On Thu, Aug 01, 2019 at 12:17:48PM +1000, Dave Chinner wrote:
> From: Dave Chinner <dchinner@redhat.com>
> 
> Inode reclaim currently issues it's own inode IO when it comes
> across dirty inodes. This is used to throttle direct reclaim down to
> the rate at which we can reclaim dirty inodes. Failure to throttle
> in this manner results in the OOM killer being trivial to trigger
> even when there is lots of free memory available.
> 
> However, having direct reclaimers issue IO causes an amount of
> IO thrashing to occur.
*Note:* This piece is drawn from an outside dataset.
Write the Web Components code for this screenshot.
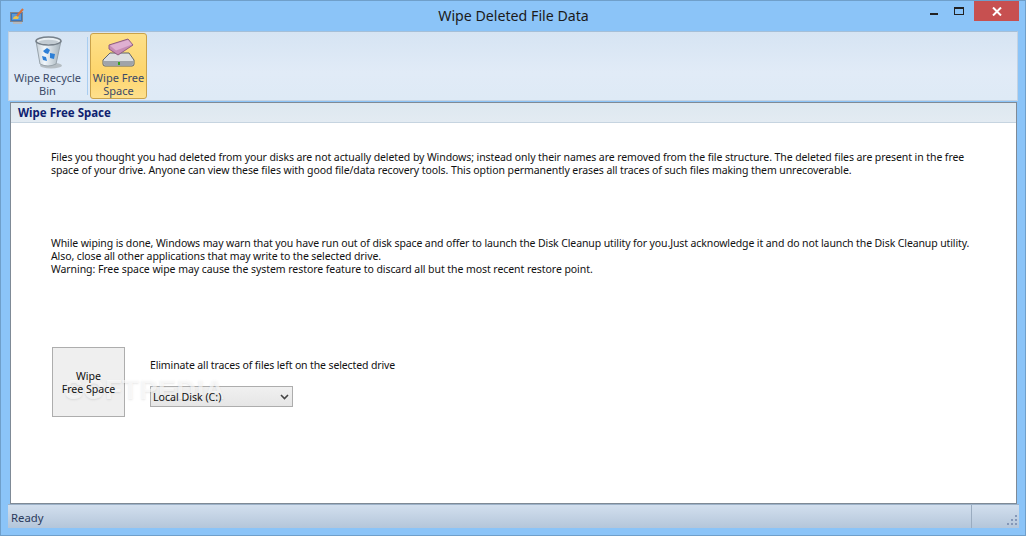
<!DOCTYPE html>
<html><head><meta charset="utf-8"><style>
html,body{margin:0;padding:0;width:1026px;height:536px;overflow:hidden}
body{font-family:"Noto Sans","DejaVu Sans",sans-serif;font-size:10.5px;color:#111}
</style></head><body>
<template id="t-win"><style>
:host{display:flex;flex-direction:column;box-sizing:border-box;width:1026px;height:536px;background:#8bc4f8;border:1px solid #6f9fca;padding:0 7px 7px 7px}
</style><slot name="title"></slot><slot name="toolbar"></slot><slot name="panel"></slot><slot name="status"></slot></template>

<template id="t-title"><style>
:host{display:flex;align-items:flex-start;height:30px;flex:none;margin-right:-1px;position:relative}
.ic{width:16px;height:16px;margin:7px 0 0 2px;flex:none}
.t{position:absolute;left:0;right:0;top:5px;text-align:center;font:14.2px "Noto Sans",sans-serif;color:#1b1b1b}
.btns{margin-left:auto;display:flex;height:21px;align-items:flex-start;position:relative}
.min,.max{width:30px;height:21px;display:flex;justify-content:center}
.min i{display:block;width:8px;height:2px;background:#222;margin-top:12px;margin-left:10px}
.max i{display:block;box-sizing:border-box;width:10px;height:8px;border:1px solid #222;border-top-width:2px;margin-top:6px}
.x{width:45px;height:20px;background:#c75050;display:flex;align-items:center;justify-content:center}
</style>
<svg class="ic" viewBox="0 0 16 16"><rect x=".5" y="4.500" width="12" height="9" fill="#3b74b8" stroke="#80858e"/><rect x="2" y="6" width="9" height="6" fill="#5c9ad8"/><path d="M3 11c0-3 4-4 6-2l-1 2z" fill="#efc24a"/><rect x="3" y="14" width="9" height="2" fill="#b4b8bf"/><path d="M7 8 13 1" stroke="#d9703a" stroke-width="2"/></svg>
<div class="t"><slot></slot></div>
<div class="btns"><div class="min"><i></i></div><div class="max"><i></i></div><div class="x"><svg width="10" height="9" viewBox="0 0 10 9"><path d="M1 .5 9 8.500M9 .5 1 8.500" stroke="#fff" stroke-width="2"/></svg></div></div>
</template>

<template id="t-toolbar"><style>
:host{display:flex;flex:none;height:70px;box-sizing:border-box;background:linear-gradient(#d6e4f3,#e1ebf7 60%,#deeaf6);border:1px solid #c3d2e2;border-top-color:#a5bfd8;padding:1px 0 0 1px;align-items:flex-start}
</style><slot></slot></template>

<template id="t-tool"><style>
:host{display:flex;flex-direction:column;align-items:center;flex:none;box-sizing:border-box;height:66px;border:1px solid transparent;border-radius:3px;color:#3b4a68;text-align:center;line-height:13px;font-size:11px}
:host([active]){background:linear-gradient(#fde08a,#fdd56c 60%,#fee08c);border-color:#c9a24a}
.i{height:33px;flex:none;margin-top:2px;display:flex;justify-content:center}
.l{margin-top:2px;white-space:pre-line}
</style><div class="i"><slot name="icon"></slot></div><div class="l"><slot></slot></div></template>

<template id="t-sep"><style>
:host{display:block;flex:none;width:1px;height:58px;background:#a9cdf0;margin:4px 2px 0 2px}
</style></template>

<template id="t-panel"><style>
:host{display:flex;flex-direction:column;flex:1;min-height:0;box-sizing:border-box;margin:1px 1px 0 2px;border:1px solid #7f8a96;background:#fff}
.h{height:19px;flex:none;background:linear-gradient(#dde8f0,#e3ebf2);border-bottom:1px solid #c6d4e0;padding-left:7px;font-weight:700;font-size:11.5px;line-height:19px;color:#0f2270}
.b{flex:1;min-height:0;display:flex;flex-direction:column;padding:0 0 0 40px}
</style><div class="h"><slot name="head"></slot></div><div class="b"><slot></slot></div></template>

<template id="t-para"><style>
:host{display:flex;flex-direction:column;font-size:10.5px;line-height:13px;color:#111;white-space:nowrap}
</style><slot></slot></template>

<template id="t-action"><style>
:host{display:flex;align-items:flex-start;gap:25px;margin-left:1px;position:relative}
.b{box-sizing:border-box;width:73px;height:70px;flex:none;background:#efefef;border:1px solid #adadad;display:flex;align-items:center;justify-content:center;text-align:center;line-height:13px;white-space:pre-line;font-size:10.6px;padding-top:1px}
.r{padding-top:11px}
.s{box-sizing:border-box;width:143px;height:21px;margin-top:14px;background:linear-gradient(#f0f0f0,#e6e6e6);border:1px solid #adadad;display:flex;align-items:center;justify-content:space-between;padding:1px 3px 0 2px;font-size:10.6px}
.top{position:relative;z-index:2}
.w{position:absolute;z-index:1;left:13px;top:28px;font:700 27px/30px "Liberation Sans",sans-serif;letter-spacing:.6px;color:rgba(255,255,255,.62);text-shadow:0 1px 2px rgba(120,120,120,.16);pointer-events:none;white-space:nowrap}
</style><div class="b"><div class="top"><slot name="btn"></slot></div></div><div class="r"><div style="letter-spacing:-.127px"><slot name="label"></slot></div><div class="s"><div class="top"><slot name="sel"></slot></div><svg class="top" width="9" height="6" viewBox="0 0 9 6"><path d="M1 1 4.500 4.500 8 1" fill="none" stroke="#444" stroke-width="1.600"/></svg></div></div><div class="w"><slot name="mark"></slot></div></template>

<template id="t-status"><style>
:host{display:flex;flex:none;height:24px;margin-right:-1px;box-sizing:border-box;background:linear-gradient(#d2dfee,#b4c6da);border-top:1px solid #9db2c8;align-items:center;font-size:11.3px;color:#2b3a5c;padding-left:3px}
.r{padding-top:2px}
.g{margin-left:auto;width:48px;height:100%;border-left:1px solid #9aacc0;box-sizing:border-box;display:flex;align-items:flex-end;justify-content:flex-end;padding:0 1px 2px 0}
</style><div class="r"><slot></slot></div><div class="g"><svg width="11" height="11" viewBox="0 0 11 11" fill="#8497b8"><rect x="8" y="0" width="2" height="2"/><rect x="4" y="4" width="2" height="2"/><rect x="8" y="4" width="2" height="2"/><rect x="0" y="8" width="2" height="2"/><rect x="4" y="8" width="2" height="2"/><rect x="8" y="8" width="2" height="2"/></svg></div></template>

<wd-window>
<wd-title slot="title">Wipe Deleted File Data</wd-title>
<wd-toolbar slot="toolbar">
<wd-tool style="width:75px"><svg slot="icon" width="30" height="33" viewBox="0 0 30 33"><defs><linearGradient id="g1" x1="0" x2="1"><stop offset="0" stop-color="#c4ced6"/><stop offset=".35" stop-color="#f0f6fb"/><stop offset="1" stop-color="#a3b0b9"/></linearGradient></defs><ellipse cx="18" cy="29.500" rx="11" ry="3" fill="#b6bec4"/><path d="M3 5 7 28Q15 32 23 28L28 5z" fill="url(#g1)" stroke="#98a3ab"/><ellipse cx="15.500" cy="5" rx="12.500" ry="4" fill="#e9eff3" stroke="#76808a" stroke-width="1.500"/><ellipse cx="15.500" cy="6" rx="10" ry="2.200" fill="#c3ccd3"/><path d="M10 15l4-3 3 2-2 4-3-1zM17 17l5 1-1 5-4-1zM9 20l4 1 1 4-4-1z" fill="#2d7fd6"/></svg>Wipe Recycle
Bin</wd-tool>
<wd-sep></wd-sep>
<wd-tool active style="width:57px"><svg slot="icon" width="33" height="30" viewBox="0 0 33 30" style="margin-top:1px"><path d="M1 23 8 16H27L32 23V27Q32 29 30 29H3Q1 29 1 27Z" fill="#dcdfe1" stroke="#5f6468"/><path d="M2 24H31V27Q31 28 30 28H3Q2 28 2 27Z" fill="#a0a4a9"/><rect x="16" y="25" width="2" height="3" fill="#36a11f"/><path d="M7 8 26 2 31 8 16 18 7 12Z" fill="#c78db6" stroke="#8e5f82" stroke-linejoin="round"/><path d="M8 8.500 26 3 30 7.500 14 13.500Z" fill="#dfb0d1"/></svg>Wipe Free
Space</wd-tool>
</wd-toolbar>
<wd-panel slot="panel"><span slot="head">Wipe Free Space</span>
<wd-para style="margin-top:28px"><span style="letter-spacing:-.088px">Files you thought you had deleted from your disks are not actually deleted by Windows; instead only their names are removed from the file structure. The deleted files are present in the free</span><span style="letter-spacing:-.089px">space of your drive. Anyone can view these files with good file/data recovery tools. This option permanently erases all traces of such files making them unrecoverable.</span></wd-para>
<wd-para style="margin-top:60px"><span style="letter-spacing:-.11px">While wiping is done, Windows may warn that you have run out of disk space and offer to launch the Disk Cleanup utility for you.Just acknowledge it and do not launch the Disk Cleanup utility.</span><span style="letter-spacing:-.1px">Also, close all other applications that may write to the selected drive.</span><span style="letter-spacing:-.065px">Warning: Free space wipe may cause the system restore feature to discard all but the most recent restore point.</span></wd-para>
<wd-action style="margin-top:71px"><span slot="btn">Wipe
Free Space</span><span slot="label">Eliminate all traces of files left on the selected drive</span><span slot="sel">Local Disk (C:)</span><span slot="mark">SOFTPEDIA</span></wd-action>
</wd-panel>
<wd-status slot="status">Ready</wd-status>
</wd-window>
<script>
for(const [n,id] of [['wd-window','t-win'],['wd-title','t-title'],['wd-toolbar','t-toolbar'],['wd-tool','t-tool'],['wd-sep','t-sep'],['wd-panel','t-panel'],['wd-para','t-para'],['wd-action','t-action'],['wd-status','t-status']]){
customElements.define(n,class extends HTMLElement{constructor(){super();this.attachShadow({mode:'open'}).appendChild(document.getElementById(id).content.cloneNode(true))}});
}
</script>
</body></html>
We can have up to the number of AGs in the
> filesystem concurrently issuing IO, plus the AIL pushing thread as
> well. This means we can many competing sources of IO and they all
> end up thrashing and competing for the request slots in the block
> device.
> 
> Similar to dirty page throttling and the BDI flusher thread, we can
> use the AIL pushing thread the sole place we issue inode writeback
> from and everything else waits for it to make progress. To do this,
> reclaim will skip over dirty inodes, but in doing so will record the
> lowest LSN of all the dirty inodes it skips. It will then push the
> AIL to this LSN and wait for it to complete that work.
> 
> In doing so, we block direct reclaim on the IO of at least one IO,
> thereby providing some level of throttling for when we encounter
> dirty inodes. However we gain the ability to scan and reclaim
> clean inodes in a non-blocking fashion. This allows us to
> remove all the per-ag reclaim locking that avoids excessive direct
> reclaim, as repeated concurrent direct reclaim will hit the same
> dirty inodes on block waiting on the same IO to complete.
> 

The last part of the above sentence sounds borked..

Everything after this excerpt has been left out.